There is indeed not alway a single way of encoding the same structure into a GFF, but I have worked with GFFs, Tripal and GBrowse (and BioPerl) imports a lot. Sometimes, one also might need slightly different structure for different applications, and it depends more on adapting the gff such that it works best with the desired application.
Whenever a feature already has an ID it should not be changed, but the name attribute can be used to add a human readable name to it. An ID field is required by some or most application to allow the mapping of features to their parent feature, and thereby allowing to rebuild gene models (e.g.: CDS -> mRNA -> gene).
- exon: If a exon is present in more than one isoform, in my gff3 I have two lines of the same exon (one for transcript1 and the other for
transcript2). The ID for these two lines should be the same?
In general, different entities should also have different IDs (exception below), but see: Using Multiple Parent Values In Gff3 Format? If the exons are fully identical they could be encoded in a single line with multiple transcripts as parents.
- CDS: Please correct me if I'm wrong. All CDS belonging to a given protein must share the ID, isn't it?
Yes, they CDS lines can be seen as an aggregate of the pieces that form one coding sequence per transcript, so they are a single entity.
GBrowse f.e. will be able to reconstruct the correct coding sequence from segments of coding sequences, only if they have the same ID.
You can have IDs or not, it is important to annotate the correct coding sequence. In GBrowse, f.e. if UTRs and exons are annotated, the CDS can be inferred are not needed in the import.
Finally, in the ID can I put a "random" number, like exon1, exon2,
Yes that is possibly how most files would encode it. Ensembl ids would be an example they just assign a running number with a prefix ("EMLSAE000000000001") to make stable IDs.

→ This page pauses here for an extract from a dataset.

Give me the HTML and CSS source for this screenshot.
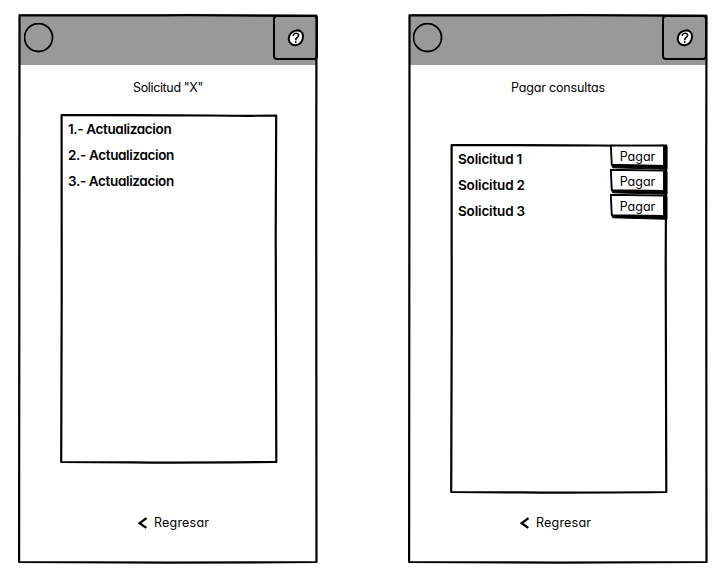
FILE: index.html
```
<!DOCTYPE html>
<html lang="es">
<head>
<meta charset="utf-8">
<title>Solicitudes</title>
<link rel="stylesheet" href="styles.css">
</head>
<body>
<main class="board">
  <section class="phone">
    <header class="bar">
      <svg class="avatar" viewBox="0 0 30 30"><circle cx="14.5" cy="14.500" r="14"/></svg>
      <button class="help" aria-label="Ayuda">
        <svg class="help-icon" viewBox="0 0 18 18"><path class="disc" d="M8.200 1.800C12.500 .3 16.300 3.200 16 7.400C16 12 13.200 15.900 9 16.300C4.700 16.700 1.500 13.600 1.800 9.500C2 6 4.200 3 8.200 1.800Z"/><path class="mark" d="M6.300 6.200C7.200 3.400 11.900 3.700 11.600 6.500C11.400 8.500 8.900 8.300 8.800 10.600M8.700 12.700V13.500"/></svg>
      </button>
    </header>
    <h1 class="title title-request">Solicitud "X"</h1>
    <div class="list">
      <svg class="outline" viewBox="0 0 218 350"><path d="M1.600 1.100Q110 1 150 1.500T216.200 1.600L215.700 120L216.300 348Q120 348.900 72 348.400L1.200 348L1.700 180Z"/></svg>
      <ul class="rows">
        <li class="row update">1.- Actualizacion</li>
        <li class="row update">2.- Actualizacion</li>
        <li class="row update">3.- Actualizacion</li>
      </ul>
    </div>
    <a class="back"><svg class="chevron" viewBox="0 0 10 12"><path d="M8.500 1.100L1.700 6.200L8.300 10.900"/></svg><span>Regresar</span></a>
    <svg class="outline" viewBox="0 0 300 550"><path d="M1.500 1.300Q80 1.700 170 1.100L298.500 2L298.200 180L298.500 548L150 548.700L1.100 548L1.300 280Z"/></svg>
  </section>
  <section class="phone phone-pay">
    <header class="bar">
      <svg class="avatar" viewBox="0 0 30 30"><circle cx="14.5" cy="14.500" r="14"/></svg>
      <button class="help" aria-label="Ayuda">
        <svg class="help-icon" viewBox="0 0 18 18"><path class="disc" d="M8.200 1.800C12.500 .3 16.300 3.200 16 7.400C16 12 13.200 15.900 9 16.300C4.700 16.700 1.500 13.600 1.800 9.500C2 6 4.200 3 8.200 1.800Z"/><path class="mark" d="M6.300 6.200C7.200 3.400 11.900 3.700 11.600 6.500C11.400 8.500 8.900 8.300 8.800 10.600M8.700 12.700V13.500"/></svg>
      </button>
    </header>
    <h1 class="title">Pagar consultas</h1>
    <div class="list">
      <svg class="outline" viewBox="0 0 218 350"><path d="M1.600 1.100Q110 1 150 1.500T216.200 1.600L215.700 120L216.300 348Q120 348.900 72 348.400L1.200 348L1.700 180Z"/></svg>
      <ul class="rows">
        <li class="row">Solicitud 1</li>
        <li class="row">Solicitud 2</li>
        <li class="row">Solicitud 3</li>
      </ul>
      <div class="actions">
        <button class="pay"><svg class="pay-shape" viewBox="0 0 58 26"><path class="shade" d="M2 21L54 23L53 1L57 2.500V25.300L3 23.800Z"/><path class="face" d="M.8 1.600H54V22L1.800 20.700Z"/></svg><span>Pagar</span></button>
        <button class="pay"><svg class="pay-shape" viewBox="0 0 58 26"><path class="shade" d="M2 21L54 23L53 1L57 2.500V25.300L3 23.800Z"/><path class="face" d="M.8 .8L54 1.600V22L1.800 21.200Z"/></svg><span>Pagar</span></button>
        <button class="pay"><svg class="pay-shape" viewBox="0 0 58 26"><path class="shade" d="M2 21L54 23L53 1L57 2.500V25.300L3 23.800Z"/><path class="face" d="M.8 .8L54 1.600V22L1.800 21.200Z"/></svg><span>Pagar</span></button>
      </div>
    </div>
    <a class="back"><svg class="chevron" viewBox="0 0 10 12"><path d="M8.500 1.100L1.700 6.200L8.300 10.900"/></svg><span>Regresar</span></a>
    <svg class="outline" viewBox="0 0 300 550"><path d="M1.500 1.300Q80 1.700 170 1.100L298.500 2L298.200 180L298.500 548L150 548.700L1.100 548L1.300 280Z"/></svg>
  </section>
</main>
</body>
</html>
```
FILE: styles.css
```
* { box-sizing: border-box; }
body {
  margin: 0;
  background: #fff;
  color: #000;
  font: 12.5px/16px Inter, "Liberation Sans", sans-serif;
  font-feature-settings: "cv11";
  overflow: hidden;
}
svg { display: block; fill: none; stroke: #000; stroke-linecap: round; stroke-linejoin: round; }
button { margin: 0; padding: 0; border: 0; background: none; color: inherit; font: inherit; font-feature-settings: inherit; }
.board { display: flex; gap: 90px; padding: 14px 0 0 18px; }
.phone { position: relative; display: flex; flex-direction: column; width: 300px; height: 550px; flex: none; }
.outline { position: absolute; inset: 0; width: 100%; height: 100%; stroke-width: 2.2; pointer-events: none; }
.bar { display: flex; justify-content: space-between; height: 51px; flex: none; margin: 0 1px; padding: 1px 0 0 5px; background: #999; }
.phone-pay .bar { padding-left: 4px; }
.avatar { width: 30px; height: 30px; margin-top: 8px; stroke-width: 1.8; }
.help { display: flex; align-items: center; justify-content: center; width: 45px; height: 45px; border: 2px solid #000; border-radius: 4px; margin-right: -1px; }
.phone-pay .help { margin-right: 0; }
.help-icon { width: 18px; height: 18px; }
.disc { fill: #fff; stroke-width: 2; }
.mark { stroke-width: 1.6; }
.title { margin: 15px 0 0; font-size: 12.5px; line-height: 16px; font-weight: 400; letter-spacing: -0.18px; text-align: center; }
.title-request { letter-spacing: -0.35px; }
.list { position: relative; display: flex; justify-content: space-between; width: 218px; height: 350px; margin: 18px 0 0 42px; }
.phone-pay .list { margin-top: 48px; }
.rows { list-style: none; margin: 0; padding: 2px 0 0 8px; }
.row { height: 26px; font-size: 13.5px; line-height: 26px; font-weight: 600; letter-spacing: -0.17px; white-space: nowrap; }
.update { letter-spacing: -0.36px; }
.pay { position: relative; display: block; width: 58px; height: 25px; }
.pay span { position: relative; display: block; padding-right: 3px; line-height: 25px; }
.pay-shape { position: absolute; left: 0; top: 0; width: 58px; height: 26px; stroke-width: 1.9; }
.shade { fill: #000; stroke-width: 1; }
.face { fill: #fff; }
.back { display: flex; align-items: center; gap: 6px; margin: 51px 0 0 120px; font-size: 12.5px; letter-spacing: 0.2px; }
.phone-pay .back { margin: 21px 0 0 112px; }
.chevron { width: 10px; height: 12px; stroke-width: 2.3; stroke-linecap: butt; stroke-linejoin: miter; }
```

or it is better to mention the parent feature, like,
transcript1.exon1, transcript1.exon2 .
That is more readable, but not required, some cDNA aligners (like GMAP) use a similar format. The downside is that these would be less suited as stable IDs. Imagine the assignment of the parent is changed, you will have either an ID implying a relation that is no longer true and live with the misleading ids, or you have to change the ID and all reference, which again makes these "un-stable" IDs. That is possibly why the random numbering is used by Ensembl.